_WHAT THE TASK REQUIRES:_ Locate every line in the material below that has the word "full". Copy each of those lines.

_COLLECTED MATERIAL:_
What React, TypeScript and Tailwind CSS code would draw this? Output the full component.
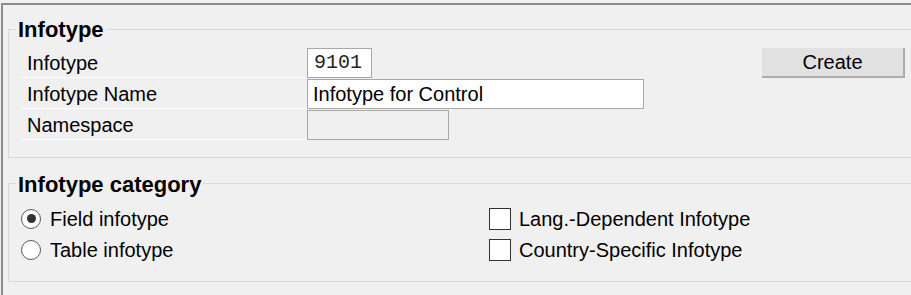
import { useState } from 'react'

const labelCell =
  'w-[286px] h-[30px] flex items-center pl-[6px] border-b border-white'

function Radio({ checked, label, onClick }: { checked: boolean; label: string; onClick: () => void }) {
  return (
    <button onClick={onClick} className="h-[31px] flex items-center gap-[9px] text-left">
      <span className="w-[20px] h-[20px] rounded-full border border-[#5a5a5a] bg-white flex items-center justify-center">
        {checked && <span className="w-[9px] h-[9px] rounded-full bg-[#333]" />}
      </span>
      <span>{label}</span>
    </button>
  )
}

function Check({ checked, label, onClick }: { checked: boolean; label: string; onClick: () => void }) {
  return (
    <button onClick={onClick} className="h-[31px] flex items-center gap-[8px] text-left">
      <span className="w-[22px] h-[22px] border border-[#333] bg-white flex items-center justify-center text-[14px] leading-none">
        {checked ? '✓' : ''}
      </span>
      <span>{label}</span>
    </button>
  )
}

export default function App() {
  const [category, setCategory] = useState<'field' | 'table'>('field')
  const [langDep, setLangDep] = useState(false)
  const [countrySpec, setCountrySpec] = useState(false)
  const [name, setName] = useState('Infotype for Control')

  return (
    <div
      className="w-[911px] h-[295px] bg-[#f0f0f0] text-black text-[20px] overflow-hidden"
      style={{ fontFamily: '"Liberation Sans", Arial, sans-serif' }}
    >
      <div className="mt-[3px] ml-[1px] h-[292px] border-t-2 border-l-2 border-[#8c8c8c]">
        {/* Infotype group */}
        <div className="ml-[5px] mt-[24px] border border-r-0 border-[#d9d9d9] pb-[17px]">
          <div className="-mt-[11px] ml-[7px] w-fit px-[2px] bg-[#f0f0f0] h-[22px] leading-[22px] text-[22px] font-bold">
            Infotype
          </div>
          <div className="mt-[7px] ml-[12px] flex flex-col gap-[1px]">
            <div className="flex items-center">
              <div className={labelCell}>Infotype</div>
              <div
                className="w-[65px] h-[30px] border border-[#a8a8a8] bg-white flex items-center pl-[6px] text-[#222] text-[20px]"
                style={{ fontFamily: '"Liberation Mono", "Courier New", monospace' }}
              >
                9101
              </div>
              <button className="ml-auto mr-[6px] w-[143px] h-[30px] bg-[#e1e1e1] border-r-2 border-b-2 border-[#adadad] flex items-center justify-center">
                Create
              </button>
            </div>
            <div className="flex items-center">
              <div className={labelCell}>Infotype Name</div>
              <input
                value={name}
                onChange={(e) => setName(e.target.value)}
                className="w-[337px] h-[30px] border border-[#a8a8a8] bg-white px-[5px] outline-none"
              />
            </div>
            <div className="flex items-center">
              <div className={labelCell}>Namespace</div>
              <div className="w-[142px] h-[30px] border border-[#a8a8a8] bg-[#f0f0f0]" />
            </div>
          </div>
        </div>

        {/* Infotype category group */}
        <div className="ml-[5px] mt-[25px] border border-r-0 border-[#d9d9d9] pb-[16px]">
          <div className="-mt-[10px] ml-[7px] w-fit px-[2px] bg-[#f0f0f0] h-[22px] leading-[22px] text-[22px] font-bold">
            Infotype category
          </div>
          <div className="mt-[7px] ml-[12px] flex">
            <div className="w-[468px] flex flex-col">
              <Radio checked={category === 'field'} label="Field infotype" onClick={() => setCategory('field')} />
              <Radio checked={category === 'table'} label="Table infotype" onClick={() => setCategory('table')} />
            </div>
            <div className="flex flex-col">
              <Check checked={langDep} label="Lang.-Dependent Infotype" onClick={() => setLangDep(!langDep)} />
              <Check checked={countrySpec} label="Country-Specific Infotype" onClick={() => setCountrySpec(!countrySpec)} />
            </div>
          </div>
        </div>
      </div>
    </div>
  )
}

_EXERCISE SOLUTION:_
What React, TypeScript and Tailwind CSS code would draw this? Output the full component.
      <span className="w-[20px] h-[20px] rounded-full border border-[#5a5a5a] bg-white flex items-center justify-center">
        {checked && <span className="w-[9px] h-[9px] rounded-full bg-[#333]" />}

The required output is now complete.